## What is being asked
In the material below, find all lines with the string "React" and copy them.
* BEGIN *
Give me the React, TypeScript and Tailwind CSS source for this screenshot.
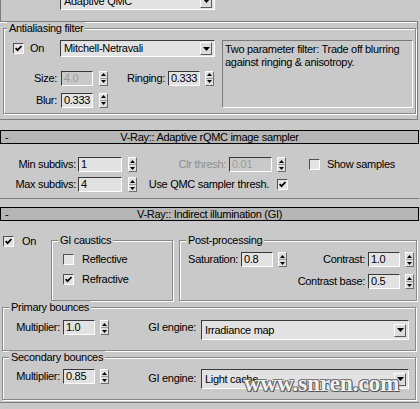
import React from "react";

interface FieldProps {
  value: string;
  w?: string;
  disabled?: boolean;
}

const Field: React.FC<FieldProps> = ({ value, w = "w-[32px]", disabled = false }) => (
  <div
    className={`${w} h-[15px] shrink-0 flex items-center pl-[2px] border border-t-[#3a3a3a] border-l-[#3a3a3a] border-b-white border-r-white ${
      disabled ? "bg-[#c9c9c9] text-[#9c9c9c]" : "bg-[#e2e2e2]"
    }`}
  >
    {value}
  </div>
);

const Spinner: React.FC = () => (
  <div className="w-[9px] h-[15px] shrink-0 flex flex-col bg-[#dedede] border border-t-white border-l-white border-b-[#6e6e6e] border-r-[#6e6e6e]">
    <div className="flex-1 flex items-center justify-center border-b border-[#9a9a9a]">
      <svg width="5" height="3" viewBox="0 0 5 3">
        <path d="M2.5 0L5 3H0z" fill="#000" />
      </svg>
    </div>
    <div className="flex-1 flex items-center justify-center">
      <svg width="5" height="3" viewBox="0 0 5 3">
        <path d="M0 0h5L2.5 3z" fill="#000" />
      </svg>
    </div>
  </div>
);

const Check: React.FC<{ checked?: boolean }> = ({ checked = false }) => (
  <div className="w-[11px] h-[11px] shrink-0 flex items-center justify-center bg-[#e4e4e4] border border-t-[#505050] border-l-[#505050] border-b-white border-r-white">
    {checked && (
      <svg width="7" height="7" viewBox="0 0 7 7">
        <polyline points="0.6,3.2 2.5,5.2 6.5,1" fill="none" stroke="#000" strokeWidth="1.7" />
      </svg>
    )}
  </div>
);

const Dropdown: React.FC<{ value: string; className?: string }> = ({ value, className = "" }) => (
  <div
    className={`shrink-0 flex items-center bg-[#e2e2e2] border border-t-[#3a3a3a] border-l-[#3a3a3a] border-b-white border-r-white pl-[3px] pr-[2px] ${className}`}
  >
    <span className="flex-1 truncate">{value}</span>
    <div className="w-[12px] h-[13px] flex items-center justify-center bg-[#dcdcdc] border border-t-white border-l-white border-b-[#5a5a5a] border-r-[#5a5a5a]">
      <svg width="7" height="4" viewBox="0 0 7 4">
        <path d="M0 0h7L3.5 4z" fill="#000" />
      </svg>
    </div>
  </div>
);

interface GroupProps {
  title: string;
  className?: string;
  titleClass?: string;
  children?: React.ReactNode;
}

const Group: React.FC<GroupProps> = ({ title, className = "", titleClass = "left-[6px]", children }) => (
  <div
    className={`relative shrink-0 border border-[#888888] shadow-[inset_1px_1px_0_#ffffff,1px_1px_0_#ffffff] ${className}`}
  >
    <span className={`absolute -top-[7px] px-[2px] bg-[#c9c9c9] leading-[13px] ${titleClass}`}>{title}</span>
    {children}
  </div>
);

const Header: React.FC<{ title: string; className?: string }> = ({ title, className = "" }) => (
  <div
    className={`relative w-[419px] h-[14px] shrink-0 flex items-center justify-center border border-black bg-[#b6b6b6] ${className}`}
  >
    <span className="absolute left-[4px] top-0 leading-[12px]">-</span>
    <span className="leading-[12px]">{title}</span>
  </div>
);

const App: React.FC = () => {
  return (
    <div className="relative w-[420px] h-[409px] overflow-hidden flex flex-col bg-[#c9c9c9] text-black text-[11px] leading-[13px] tracking-[-0.3px] font-['Liberation_Sans',Arial,sans-serif]">
      {/* tail of the sampler rollout */}
      <div className="h-[22px] w-[418px] shrink-0 border-l border-b border-[#7d7d7d] shadow-[0_1px_0_#ffffff]">
        <div className="flex items-center h-[18px] -mt-[8px]">
          <span className="w-[36px] text-right self-start -mt-[5px]">Type:</span>
          <Dropdown value="Adaptive QMC" className="ml-[23px] w-[155px] h-[18px]" />
        </div>
      </div>

      {/* Antialiasing filter */}
      <div className="h-[98px] w-[418px] shrink-0 pt-[6px] pl-[3px] border-r border-b border-[#7d7d7d]">
        <Group title="Antialiasing filter" className="w-[413px] h-[86px] flex" titleClass="left-[3px]">
          <div className="w-[218px] pt-[11px] flex flex-col">
            <div className="flex items-center h-[17px]">
              <div className="w-[56px] flex items-center">
                <div className="ml-[9px]">
                  <Check checked />
                </div>
                <span className="ml-[6px]">On</span>
              </div>
              <Dropdown value="Mitchell-Netravali" className="w-[155px] h-[17px]" />
            </div>
            <div className="flex items-center h-[16px] mt-[13px]">
              <span className="w-[53px] text-right">Size:</span>
              <div className="ml-[4px]">
                <Field value="4.0" disabled />
              </div>
              <div className="ml-[6px]">
                <Spinner />
              </div>
              <span className="w-[57px] text-right">Ringing:</span>
              <div className="ml-[3px]">
                <Field value="0.333" />
              </div>
              <div className="ml-[5px]">
                <Spinner />
              </div>
            </div>
            <div className="flex items-center h-[16px] mt-[6px]">
              <span className="w-[53px] text-right">Blur:</span>
              <div className="ml-[4px]">
                <Field value="0.333" />
              </div>
              <div className="ml-[6px]">
                <Spinner />
              </div>
            </div>
          </div>
          <div className="mt-[11px] w-[191px] h-[68px] pl-[2px] pt-[2px] border border-t-[#7a7a7a] border-l-[#7a7a7a] border-b-white border-r-white">
            Two parameter filter: Trade off blurring
            <br />
            against ringing &amp; anisotropy.
          </div>
        </Group>
      </div>

      {/* Adaptive rQMC image sampler */}
      <Header title="V-Ray:: Adaptive rQMC image sampler" className="mt-[10px]" />
      <div className="h-[55px] w-[419px] shrink-0 pt-[13px] border-b border-[#7d7d7d]">
        <div className="flex items-center h-[15px]">
          <span className="w-[76px] text-right">Min subdivs:</span>
          <div className="ml-[2px]">
            <Field value="1" w="w-[44px]" />
          </div>
          <div className="ml-[6px]">
            <Spinner />
          </div>
          <span className="w-[89px] text-right text-[#8e8e8e]">Clr thresh:</span>
          <div className="ml-[3px]">
            <Field value="0.01" w="w-[43px]" disabled />
          </div>
          <div className="ml-[5px]">
            <Spinner />
          </div>
          <div className="ml-[23px]">
            <Check />
          </div>
          <span className="ml-[7px]">Show samples</span>
        </div>
        <div className="flex items-center h-[15px] mt-[5px]">
          <span className="w-[76px] text-right">Max subdivs:</span>
          <div className="ml-[2px]">
            <Field value="4" w="w-[44px]" />
          </div>
          <div className="ml-[6px]">
            <Spinner />
          </div>
          <span className="w-[132px] text-right">Use QMC sampler thresh.</span>
          <div className="ml-[8px]">
            <Check checked />
          </div>
        </div>
      </div>

      {/* Indirect illumination */}
      <Header title="V-Ray:: Indirect illumination (GI)" className="mt-[8px]" />
      <div className="h-[182px] w-[419px] shrink-0 pt-[15px] border-b border-[#7d7d7d]">
        <div className="flex items-start">
          <div className="w-[51px] flex items-center h-[11px]">
            <div className="ml-[3px]">
              <Check checked />
            </div>
            <span className="ml-[8px]">On</span>
          </div>
          <Group title="GI caustics" className="mt-[4px] w-[122px] h-[61px] pt-[13px]">
            <div className="flex items-center h-[11px]">
              <div className="ml-[11px]">
                <Check />
              </div>
              <span className="ml-[8px]">Reflective</span>
            </div>
            <div className="flex items-center h-[11px] mt-[9px]">
              <div className="ml-[11px]">
                <Check checked />
              </div>
              <span className="ml-[8px]">Refractive</span>
            </div>
          </Group>
          <Group title="Post-processing" className="mt-[4px] ml-[6px] w-[238px] h-[61px] pt-[11px]">
            <div className="flex items-center h-[15px]">
              <span className="w-[58px] text-right">Saturation:</span>
              <div className="ml-[3px]">
                <Field value="0.8" />
              </div>
              <div className="ml-[5px]">
                <Spinner />
              </div>
              <span className="w-[78px] text-right">Contrast:</span>
              <div className="ml-[3px]">
                <Field value="1.0" />
              </div>
              <div className="ml-[5px]">
                <Spinner />
              </div>
            </div>
            <div className="flex items-center h-[15px] mt-[7px]">
              <div className="w-[107px]" />
              <span className="w-[78px] text-right">Contrast base:</span>
              <div className="ml-[3px]">
                <Field value="0.5" />
              </div>
              <div className="ml-[5px]">
                <Spinner />
              </div>
            </div>
          </Group>
        </div>

        <Group title="Primary bounces" className="mt-[6px] ml-[2px] w-[414px] h-[44px] pt-[12px]">
          <div className="flex items-start">
            <span className="w-[57px] text-right leading-[15px]">Multiplier:</span>
            <div className="ml-[3px]">
              <Field value="1.0" />
            </div>
            <div className="ml-[5px]">
              <Spinner />
            </div>
            <span className="w-[87px] text-right leading-[15px]">GI engine:</span>
            <Dropdown value="Irradiance map" className="ml-[5px] w-[208px] h-[20px]" />
          </div>
        </Group>

        <Group title="Secondary bounces" className="mt-[6px] ml-[2px] w-[414px] h-[43px] pt-[11px]">
          <div className="flex items-start">
            <span className="w-[57px] text-right leading-[15px]">Multiplier:</span>
            <div className="ml-[3px]">
              <Field value="0.85" />
            </div>
            <div className="ml-[5px]">
              <Spinner />
            </div>
            <span className="w-[87px] text-right leading-[15px] mt-[2px]">GI engine:</span>
            <Dropdown value="Light cache" className="ml-[5px] w-[208px] h-[20px]" />
          </div>
        </Group>
      </div>

      {/* watermark */}
      <span className="absolute left-[244px] top-[372px] text-[23px] leading-[24px] tracking-normal font-bold font-['Liberation_Serif',serif] text-[#f2f2f2] [text-shadow:1px_1px_0_#555,-1px_-1px_0_#777,1px_-1px_0_#777,-1px_1px_0_#777]">
        www.snren.com
      </span>
    </div>
  );
};

export default App;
* END *
## Solution
Give me the React, TypeScript and Tailwind CSS source for this screenshot.
import React from "react";
const Field: React.FC<FieldProps> = ({ value, w = "w-[32px]", disabled = false }) => (
const Spinner: React.FC = () => (
const Check: React.FC<{ checked?: boolean }> = ({ checked = false }) => (
const Dropdown: React.FC<{ value: string; className?: string }> = ({ value, className = "" }) => (
  children?: React.ReactNode;
const Group: React.FC<GroupProps> = ({ title, className = "", titleClass = "left-[6px]", children }) => (
const Header: React.FC<{ title: string; className?: string }> = ({ title, className = "" }) => (
const App: React.FC = () => {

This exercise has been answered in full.